--- Begin Record list ---

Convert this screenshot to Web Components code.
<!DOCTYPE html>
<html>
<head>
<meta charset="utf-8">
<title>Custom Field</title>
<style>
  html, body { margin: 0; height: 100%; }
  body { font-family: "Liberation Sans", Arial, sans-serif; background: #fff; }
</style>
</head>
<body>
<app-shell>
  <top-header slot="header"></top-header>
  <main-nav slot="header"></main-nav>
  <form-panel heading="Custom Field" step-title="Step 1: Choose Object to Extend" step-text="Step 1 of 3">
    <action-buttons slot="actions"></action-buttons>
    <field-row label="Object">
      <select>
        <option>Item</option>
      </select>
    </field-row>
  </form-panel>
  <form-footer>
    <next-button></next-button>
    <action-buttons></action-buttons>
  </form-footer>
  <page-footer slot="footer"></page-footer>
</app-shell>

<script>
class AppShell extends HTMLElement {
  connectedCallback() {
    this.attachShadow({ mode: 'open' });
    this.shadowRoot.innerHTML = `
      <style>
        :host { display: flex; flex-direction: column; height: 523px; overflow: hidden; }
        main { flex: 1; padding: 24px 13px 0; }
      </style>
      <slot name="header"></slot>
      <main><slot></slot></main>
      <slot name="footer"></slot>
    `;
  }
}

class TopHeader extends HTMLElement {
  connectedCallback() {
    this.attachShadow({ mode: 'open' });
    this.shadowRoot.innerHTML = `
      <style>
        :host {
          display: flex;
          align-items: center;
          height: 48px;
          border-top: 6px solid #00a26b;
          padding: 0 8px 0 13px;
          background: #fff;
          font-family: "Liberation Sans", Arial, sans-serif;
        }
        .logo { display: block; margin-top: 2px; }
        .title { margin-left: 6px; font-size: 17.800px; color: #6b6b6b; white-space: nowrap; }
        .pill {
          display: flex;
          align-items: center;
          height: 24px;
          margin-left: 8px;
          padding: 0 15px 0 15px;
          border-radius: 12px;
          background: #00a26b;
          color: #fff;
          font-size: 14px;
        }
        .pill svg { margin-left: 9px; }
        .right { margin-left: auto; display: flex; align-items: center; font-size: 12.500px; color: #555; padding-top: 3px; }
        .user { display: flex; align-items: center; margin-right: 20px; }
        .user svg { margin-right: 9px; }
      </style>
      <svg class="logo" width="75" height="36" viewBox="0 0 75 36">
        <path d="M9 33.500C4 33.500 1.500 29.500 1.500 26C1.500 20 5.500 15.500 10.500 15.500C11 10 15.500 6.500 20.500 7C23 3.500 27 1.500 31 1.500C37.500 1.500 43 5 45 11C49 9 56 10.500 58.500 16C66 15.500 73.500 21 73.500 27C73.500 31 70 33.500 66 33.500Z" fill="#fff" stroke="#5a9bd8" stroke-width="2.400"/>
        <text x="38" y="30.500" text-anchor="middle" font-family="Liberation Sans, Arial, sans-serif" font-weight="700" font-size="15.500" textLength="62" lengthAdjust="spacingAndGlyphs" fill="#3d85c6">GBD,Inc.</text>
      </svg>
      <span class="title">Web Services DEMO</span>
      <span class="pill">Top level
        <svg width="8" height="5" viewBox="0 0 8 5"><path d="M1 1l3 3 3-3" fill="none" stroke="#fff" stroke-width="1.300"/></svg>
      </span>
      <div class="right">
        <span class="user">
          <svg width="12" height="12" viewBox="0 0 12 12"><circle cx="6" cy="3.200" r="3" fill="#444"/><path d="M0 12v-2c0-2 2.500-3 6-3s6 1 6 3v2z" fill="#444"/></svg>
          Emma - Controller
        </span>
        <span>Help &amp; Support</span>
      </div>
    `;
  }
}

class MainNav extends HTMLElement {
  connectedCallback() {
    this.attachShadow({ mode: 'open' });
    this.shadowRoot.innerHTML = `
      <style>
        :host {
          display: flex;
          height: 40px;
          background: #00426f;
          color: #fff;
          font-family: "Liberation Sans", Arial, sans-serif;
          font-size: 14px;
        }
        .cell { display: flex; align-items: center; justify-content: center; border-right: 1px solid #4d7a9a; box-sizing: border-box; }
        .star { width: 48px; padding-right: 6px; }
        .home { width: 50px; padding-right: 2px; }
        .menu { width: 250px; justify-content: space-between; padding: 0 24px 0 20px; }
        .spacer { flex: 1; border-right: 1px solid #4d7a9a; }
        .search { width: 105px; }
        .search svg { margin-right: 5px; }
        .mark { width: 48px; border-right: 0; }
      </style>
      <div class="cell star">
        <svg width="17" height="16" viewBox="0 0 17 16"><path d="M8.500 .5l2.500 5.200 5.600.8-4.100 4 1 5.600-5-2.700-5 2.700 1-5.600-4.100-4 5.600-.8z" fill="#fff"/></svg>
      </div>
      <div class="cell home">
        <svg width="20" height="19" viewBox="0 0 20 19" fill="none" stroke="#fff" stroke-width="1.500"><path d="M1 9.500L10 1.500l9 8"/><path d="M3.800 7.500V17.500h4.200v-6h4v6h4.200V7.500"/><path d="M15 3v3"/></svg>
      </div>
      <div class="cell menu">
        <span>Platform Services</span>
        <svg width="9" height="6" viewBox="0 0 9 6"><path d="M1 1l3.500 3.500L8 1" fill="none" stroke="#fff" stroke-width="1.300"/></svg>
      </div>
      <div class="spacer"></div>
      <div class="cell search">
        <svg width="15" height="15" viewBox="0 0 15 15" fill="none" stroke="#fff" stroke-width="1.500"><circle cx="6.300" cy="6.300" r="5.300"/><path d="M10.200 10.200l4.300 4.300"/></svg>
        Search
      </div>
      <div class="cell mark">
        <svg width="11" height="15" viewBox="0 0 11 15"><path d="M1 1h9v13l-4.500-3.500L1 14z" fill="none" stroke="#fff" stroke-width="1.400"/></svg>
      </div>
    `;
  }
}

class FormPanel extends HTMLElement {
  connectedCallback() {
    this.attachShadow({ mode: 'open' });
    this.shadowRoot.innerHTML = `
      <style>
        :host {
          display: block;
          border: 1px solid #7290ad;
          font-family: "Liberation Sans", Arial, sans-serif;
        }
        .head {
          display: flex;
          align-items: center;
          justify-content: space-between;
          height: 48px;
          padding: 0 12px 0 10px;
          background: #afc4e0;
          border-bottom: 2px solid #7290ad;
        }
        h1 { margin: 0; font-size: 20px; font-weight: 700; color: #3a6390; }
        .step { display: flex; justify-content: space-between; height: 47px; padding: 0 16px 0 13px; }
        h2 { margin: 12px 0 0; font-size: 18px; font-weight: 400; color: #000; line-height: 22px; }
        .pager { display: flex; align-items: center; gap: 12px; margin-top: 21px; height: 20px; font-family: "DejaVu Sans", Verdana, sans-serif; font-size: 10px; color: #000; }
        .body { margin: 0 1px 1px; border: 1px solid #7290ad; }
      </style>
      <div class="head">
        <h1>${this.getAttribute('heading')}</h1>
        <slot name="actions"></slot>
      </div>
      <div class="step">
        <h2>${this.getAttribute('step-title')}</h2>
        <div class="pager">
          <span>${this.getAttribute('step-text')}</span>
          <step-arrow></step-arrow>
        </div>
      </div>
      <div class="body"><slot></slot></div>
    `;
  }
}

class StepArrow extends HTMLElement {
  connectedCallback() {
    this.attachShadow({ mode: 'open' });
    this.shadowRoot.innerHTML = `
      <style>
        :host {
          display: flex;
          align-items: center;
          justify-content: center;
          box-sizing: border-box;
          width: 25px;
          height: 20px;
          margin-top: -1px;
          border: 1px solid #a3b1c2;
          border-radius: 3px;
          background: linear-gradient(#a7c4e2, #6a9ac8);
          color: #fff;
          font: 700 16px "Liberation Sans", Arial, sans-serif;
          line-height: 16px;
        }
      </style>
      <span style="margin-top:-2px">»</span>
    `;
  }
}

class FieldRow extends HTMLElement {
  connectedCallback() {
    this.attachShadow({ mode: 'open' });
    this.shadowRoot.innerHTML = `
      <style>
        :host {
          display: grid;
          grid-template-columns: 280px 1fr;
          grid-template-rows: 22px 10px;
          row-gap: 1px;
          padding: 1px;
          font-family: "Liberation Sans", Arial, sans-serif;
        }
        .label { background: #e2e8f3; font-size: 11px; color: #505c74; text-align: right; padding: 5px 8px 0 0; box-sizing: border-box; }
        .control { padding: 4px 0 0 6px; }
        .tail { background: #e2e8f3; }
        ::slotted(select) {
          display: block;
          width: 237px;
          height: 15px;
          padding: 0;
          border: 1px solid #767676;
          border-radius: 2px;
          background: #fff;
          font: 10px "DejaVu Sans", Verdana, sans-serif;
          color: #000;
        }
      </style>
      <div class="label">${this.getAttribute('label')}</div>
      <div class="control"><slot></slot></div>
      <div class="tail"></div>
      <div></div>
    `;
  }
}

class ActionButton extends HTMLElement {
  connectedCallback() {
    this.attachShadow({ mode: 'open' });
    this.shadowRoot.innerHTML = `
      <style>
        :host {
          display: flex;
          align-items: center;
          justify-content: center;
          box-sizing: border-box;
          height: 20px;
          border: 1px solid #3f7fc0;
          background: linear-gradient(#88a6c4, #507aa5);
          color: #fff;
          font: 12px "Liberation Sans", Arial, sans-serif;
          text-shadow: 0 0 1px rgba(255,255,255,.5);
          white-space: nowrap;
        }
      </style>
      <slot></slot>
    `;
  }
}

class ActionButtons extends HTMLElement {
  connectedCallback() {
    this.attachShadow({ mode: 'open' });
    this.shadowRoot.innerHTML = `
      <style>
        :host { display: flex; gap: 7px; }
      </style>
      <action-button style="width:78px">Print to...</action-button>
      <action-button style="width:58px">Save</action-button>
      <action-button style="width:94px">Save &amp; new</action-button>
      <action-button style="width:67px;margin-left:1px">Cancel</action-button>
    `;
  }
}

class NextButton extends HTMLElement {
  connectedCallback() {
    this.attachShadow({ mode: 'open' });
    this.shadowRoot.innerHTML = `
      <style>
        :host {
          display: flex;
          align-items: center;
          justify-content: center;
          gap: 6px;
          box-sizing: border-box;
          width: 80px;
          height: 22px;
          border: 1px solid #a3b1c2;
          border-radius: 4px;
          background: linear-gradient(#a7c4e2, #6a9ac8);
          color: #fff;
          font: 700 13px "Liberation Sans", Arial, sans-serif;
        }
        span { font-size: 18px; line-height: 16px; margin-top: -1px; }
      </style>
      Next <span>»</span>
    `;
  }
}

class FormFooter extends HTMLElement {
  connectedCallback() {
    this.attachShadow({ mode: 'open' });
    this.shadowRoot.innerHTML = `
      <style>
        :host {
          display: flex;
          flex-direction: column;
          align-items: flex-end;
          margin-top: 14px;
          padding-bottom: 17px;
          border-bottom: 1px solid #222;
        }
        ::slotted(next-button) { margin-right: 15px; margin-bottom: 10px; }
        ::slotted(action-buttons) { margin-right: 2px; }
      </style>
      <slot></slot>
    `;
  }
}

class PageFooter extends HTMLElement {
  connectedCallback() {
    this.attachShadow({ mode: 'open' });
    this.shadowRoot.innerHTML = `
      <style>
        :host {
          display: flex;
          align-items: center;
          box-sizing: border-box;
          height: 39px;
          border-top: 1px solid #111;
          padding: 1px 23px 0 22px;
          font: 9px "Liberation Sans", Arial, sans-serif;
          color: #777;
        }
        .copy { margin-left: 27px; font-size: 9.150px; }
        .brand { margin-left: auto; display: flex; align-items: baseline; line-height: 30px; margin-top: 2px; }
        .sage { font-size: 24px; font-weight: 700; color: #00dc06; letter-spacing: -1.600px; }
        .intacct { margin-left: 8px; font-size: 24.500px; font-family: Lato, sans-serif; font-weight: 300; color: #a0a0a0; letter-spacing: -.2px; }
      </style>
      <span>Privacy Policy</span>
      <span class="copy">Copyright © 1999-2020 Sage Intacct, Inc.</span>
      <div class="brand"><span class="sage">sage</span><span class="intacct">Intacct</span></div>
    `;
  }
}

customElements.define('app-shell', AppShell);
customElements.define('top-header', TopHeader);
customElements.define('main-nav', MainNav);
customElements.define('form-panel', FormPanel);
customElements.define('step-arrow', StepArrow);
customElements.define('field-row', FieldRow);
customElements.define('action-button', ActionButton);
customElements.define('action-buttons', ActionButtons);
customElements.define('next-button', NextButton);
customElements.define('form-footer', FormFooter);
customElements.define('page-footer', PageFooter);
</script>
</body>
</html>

--- End Record list ---
--- Begin Record list ---

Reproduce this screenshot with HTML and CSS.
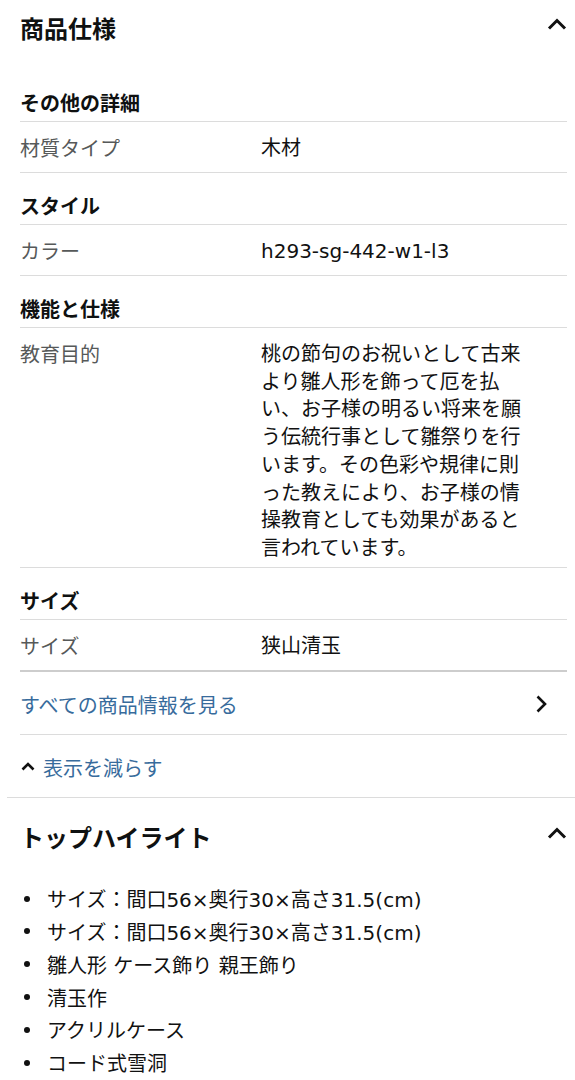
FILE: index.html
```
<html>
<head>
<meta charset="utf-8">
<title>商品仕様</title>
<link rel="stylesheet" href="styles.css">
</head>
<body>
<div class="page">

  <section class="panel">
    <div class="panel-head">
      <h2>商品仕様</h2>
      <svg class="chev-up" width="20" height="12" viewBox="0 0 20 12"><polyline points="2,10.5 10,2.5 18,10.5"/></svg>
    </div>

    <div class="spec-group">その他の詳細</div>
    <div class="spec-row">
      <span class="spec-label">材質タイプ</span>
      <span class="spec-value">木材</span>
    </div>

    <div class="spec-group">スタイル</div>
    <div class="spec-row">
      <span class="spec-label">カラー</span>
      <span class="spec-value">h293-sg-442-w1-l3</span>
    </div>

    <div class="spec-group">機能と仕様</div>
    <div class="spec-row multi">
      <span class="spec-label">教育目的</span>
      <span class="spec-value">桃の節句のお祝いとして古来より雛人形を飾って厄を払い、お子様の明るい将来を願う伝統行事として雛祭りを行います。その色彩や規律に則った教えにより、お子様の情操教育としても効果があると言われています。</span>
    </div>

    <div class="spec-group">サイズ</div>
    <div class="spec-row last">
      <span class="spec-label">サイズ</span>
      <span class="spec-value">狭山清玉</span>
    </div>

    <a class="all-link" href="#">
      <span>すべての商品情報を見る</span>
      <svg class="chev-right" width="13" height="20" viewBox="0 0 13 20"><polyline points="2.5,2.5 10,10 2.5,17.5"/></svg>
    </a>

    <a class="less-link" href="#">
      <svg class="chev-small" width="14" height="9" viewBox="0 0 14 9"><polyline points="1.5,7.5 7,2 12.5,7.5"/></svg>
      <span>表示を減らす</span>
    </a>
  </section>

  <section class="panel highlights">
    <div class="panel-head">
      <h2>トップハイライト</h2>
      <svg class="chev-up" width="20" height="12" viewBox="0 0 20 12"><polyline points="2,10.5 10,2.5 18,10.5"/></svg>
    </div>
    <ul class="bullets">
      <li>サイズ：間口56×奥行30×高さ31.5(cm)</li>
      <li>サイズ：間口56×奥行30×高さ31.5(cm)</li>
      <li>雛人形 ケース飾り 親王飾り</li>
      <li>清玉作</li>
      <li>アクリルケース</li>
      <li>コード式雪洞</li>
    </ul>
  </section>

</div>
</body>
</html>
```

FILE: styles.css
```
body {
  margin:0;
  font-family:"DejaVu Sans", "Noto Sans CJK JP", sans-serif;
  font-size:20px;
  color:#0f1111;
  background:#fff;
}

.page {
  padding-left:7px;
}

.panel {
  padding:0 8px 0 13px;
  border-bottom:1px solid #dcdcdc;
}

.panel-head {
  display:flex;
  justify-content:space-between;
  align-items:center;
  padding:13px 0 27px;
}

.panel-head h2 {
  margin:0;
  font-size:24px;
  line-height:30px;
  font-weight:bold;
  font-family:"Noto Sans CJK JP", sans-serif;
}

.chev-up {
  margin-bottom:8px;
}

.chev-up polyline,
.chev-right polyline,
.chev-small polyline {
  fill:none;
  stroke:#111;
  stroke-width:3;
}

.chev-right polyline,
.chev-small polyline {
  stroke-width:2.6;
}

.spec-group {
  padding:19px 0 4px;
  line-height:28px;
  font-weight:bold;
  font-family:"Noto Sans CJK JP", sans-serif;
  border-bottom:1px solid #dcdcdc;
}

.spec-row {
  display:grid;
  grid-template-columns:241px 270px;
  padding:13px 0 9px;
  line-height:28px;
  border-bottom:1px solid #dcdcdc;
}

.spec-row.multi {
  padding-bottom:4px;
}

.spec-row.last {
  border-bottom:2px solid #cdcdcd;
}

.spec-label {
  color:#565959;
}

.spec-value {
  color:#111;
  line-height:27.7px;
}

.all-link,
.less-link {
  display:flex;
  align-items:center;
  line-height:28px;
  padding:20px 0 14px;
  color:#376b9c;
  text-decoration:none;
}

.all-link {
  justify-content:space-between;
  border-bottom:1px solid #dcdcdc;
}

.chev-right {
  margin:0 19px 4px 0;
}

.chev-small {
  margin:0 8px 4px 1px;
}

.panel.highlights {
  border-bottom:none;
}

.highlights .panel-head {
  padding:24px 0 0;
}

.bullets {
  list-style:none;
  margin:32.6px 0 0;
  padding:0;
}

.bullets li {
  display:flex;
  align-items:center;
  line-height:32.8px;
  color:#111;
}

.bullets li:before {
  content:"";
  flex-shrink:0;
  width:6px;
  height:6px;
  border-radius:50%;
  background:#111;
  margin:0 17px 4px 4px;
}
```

--- End Record list ---
--- Begin Record list ---

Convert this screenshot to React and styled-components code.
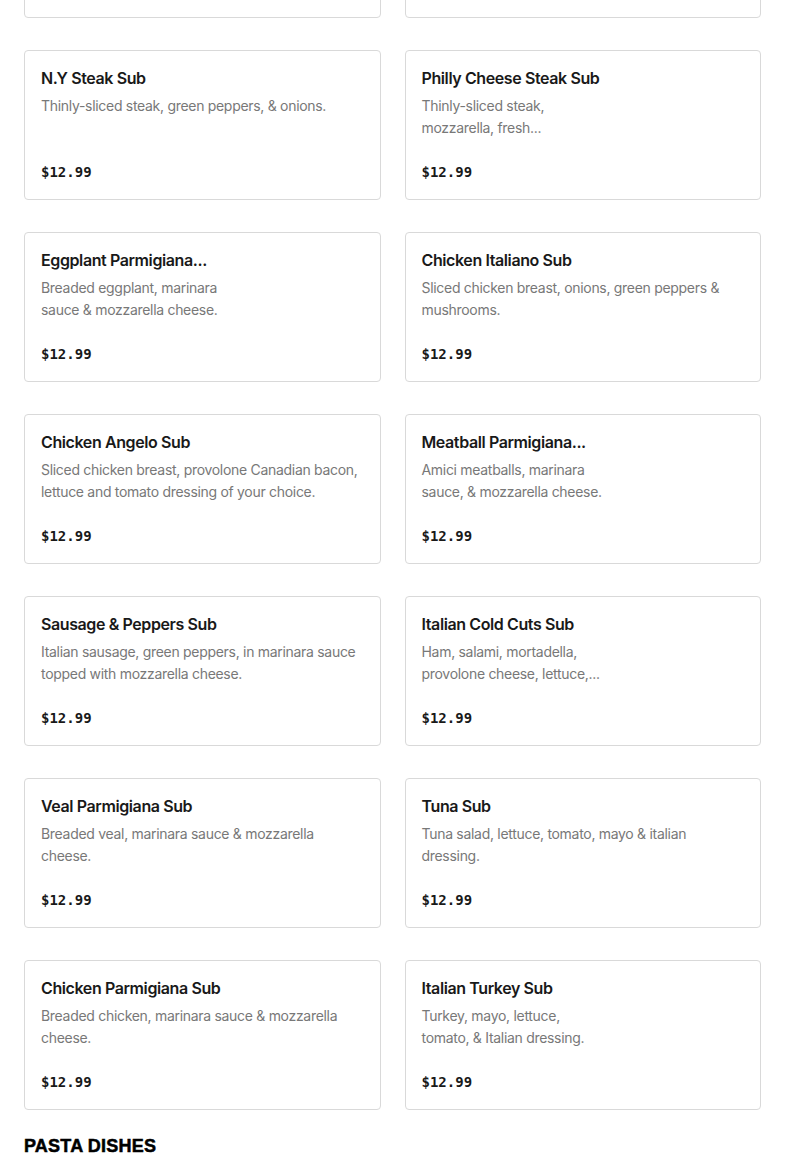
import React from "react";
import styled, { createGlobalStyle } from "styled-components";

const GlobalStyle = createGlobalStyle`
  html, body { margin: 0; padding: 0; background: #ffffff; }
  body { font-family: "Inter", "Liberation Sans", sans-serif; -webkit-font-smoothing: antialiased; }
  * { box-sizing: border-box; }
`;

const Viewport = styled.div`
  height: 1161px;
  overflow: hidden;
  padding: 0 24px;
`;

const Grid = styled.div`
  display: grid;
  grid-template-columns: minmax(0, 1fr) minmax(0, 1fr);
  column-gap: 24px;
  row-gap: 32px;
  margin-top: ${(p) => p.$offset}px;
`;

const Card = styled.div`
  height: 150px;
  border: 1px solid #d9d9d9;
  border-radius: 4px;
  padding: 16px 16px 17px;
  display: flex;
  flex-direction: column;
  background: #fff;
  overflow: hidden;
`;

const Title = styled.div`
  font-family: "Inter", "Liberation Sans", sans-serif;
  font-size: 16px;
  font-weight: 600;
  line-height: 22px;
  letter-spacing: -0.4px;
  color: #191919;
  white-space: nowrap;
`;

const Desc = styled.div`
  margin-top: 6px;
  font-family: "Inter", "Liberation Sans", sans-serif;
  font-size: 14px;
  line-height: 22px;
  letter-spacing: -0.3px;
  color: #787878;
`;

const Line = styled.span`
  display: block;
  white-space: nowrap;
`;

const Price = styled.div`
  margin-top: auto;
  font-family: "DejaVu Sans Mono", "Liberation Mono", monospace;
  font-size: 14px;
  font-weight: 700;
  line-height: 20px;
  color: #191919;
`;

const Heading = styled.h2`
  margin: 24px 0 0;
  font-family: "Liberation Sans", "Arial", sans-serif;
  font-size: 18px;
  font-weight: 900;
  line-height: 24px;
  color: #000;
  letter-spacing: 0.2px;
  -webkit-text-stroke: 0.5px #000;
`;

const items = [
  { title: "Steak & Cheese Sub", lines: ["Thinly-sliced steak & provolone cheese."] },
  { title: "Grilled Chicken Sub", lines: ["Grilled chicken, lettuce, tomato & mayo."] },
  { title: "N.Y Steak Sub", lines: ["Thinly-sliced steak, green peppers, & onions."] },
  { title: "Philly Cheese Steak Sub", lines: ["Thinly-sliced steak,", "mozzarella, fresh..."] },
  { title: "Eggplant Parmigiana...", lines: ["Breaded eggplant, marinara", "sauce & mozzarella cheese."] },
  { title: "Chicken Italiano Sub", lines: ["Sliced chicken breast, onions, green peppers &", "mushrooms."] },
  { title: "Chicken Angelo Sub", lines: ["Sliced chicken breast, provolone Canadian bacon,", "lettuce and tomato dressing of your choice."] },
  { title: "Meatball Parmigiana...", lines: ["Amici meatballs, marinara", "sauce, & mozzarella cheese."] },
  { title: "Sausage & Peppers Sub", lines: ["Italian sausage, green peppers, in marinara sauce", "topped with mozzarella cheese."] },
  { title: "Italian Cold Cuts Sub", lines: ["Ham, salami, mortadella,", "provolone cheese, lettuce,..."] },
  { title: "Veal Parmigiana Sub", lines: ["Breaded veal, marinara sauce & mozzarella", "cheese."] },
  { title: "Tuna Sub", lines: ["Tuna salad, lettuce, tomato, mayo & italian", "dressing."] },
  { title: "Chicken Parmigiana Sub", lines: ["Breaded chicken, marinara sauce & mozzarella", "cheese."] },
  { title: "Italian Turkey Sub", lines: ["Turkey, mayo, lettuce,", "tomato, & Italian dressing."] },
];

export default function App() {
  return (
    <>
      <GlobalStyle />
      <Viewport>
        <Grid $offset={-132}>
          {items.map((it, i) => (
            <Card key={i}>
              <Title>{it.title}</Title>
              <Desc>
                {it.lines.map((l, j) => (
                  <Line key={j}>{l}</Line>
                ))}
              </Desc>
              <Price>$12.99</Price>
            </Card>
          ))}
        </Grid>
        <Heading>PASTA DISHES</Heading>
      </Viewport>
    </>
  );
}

--- End Record list ---

> _Exercise details_: Take the line that contains "Convert this screenshot to Web", the line that contains "</app-shell>", and all lines between, and give them again exactly; include no other line.

> _Task response_:
Convert this screenshot to Web Components code.
<!DOCTYPE html>
<html>
<head>
<meta charset="utf-8">
<title>Custom Field</title>
<style>
  html, body { margin: 0; height: 100%; }
  body { font-family: "Liberation Sans", Arial, sans-serif; background: #fff; }
</style>
</head>
<body>
<app-shell>
  <top-header slot="header"></top-header>
  <main-nav slot="header"></main-nav>
  <form-panel heading="Custom Field" step-title="Step 1: Choose Object to Extend" step-text="Step 1 of 3">
    <action-buttons slot="actions"></action-buttons>
    <field-row label="Object">
      <select>
        <option>Item</option>
      </select>
    </field-row>
  </form-panel>
  <form-footer>
    <next-button></next-button>
    <action-buttons></action-buttons>
  </form-footer>
  <page-footer slot="footer"></page-footer>
</app-shell>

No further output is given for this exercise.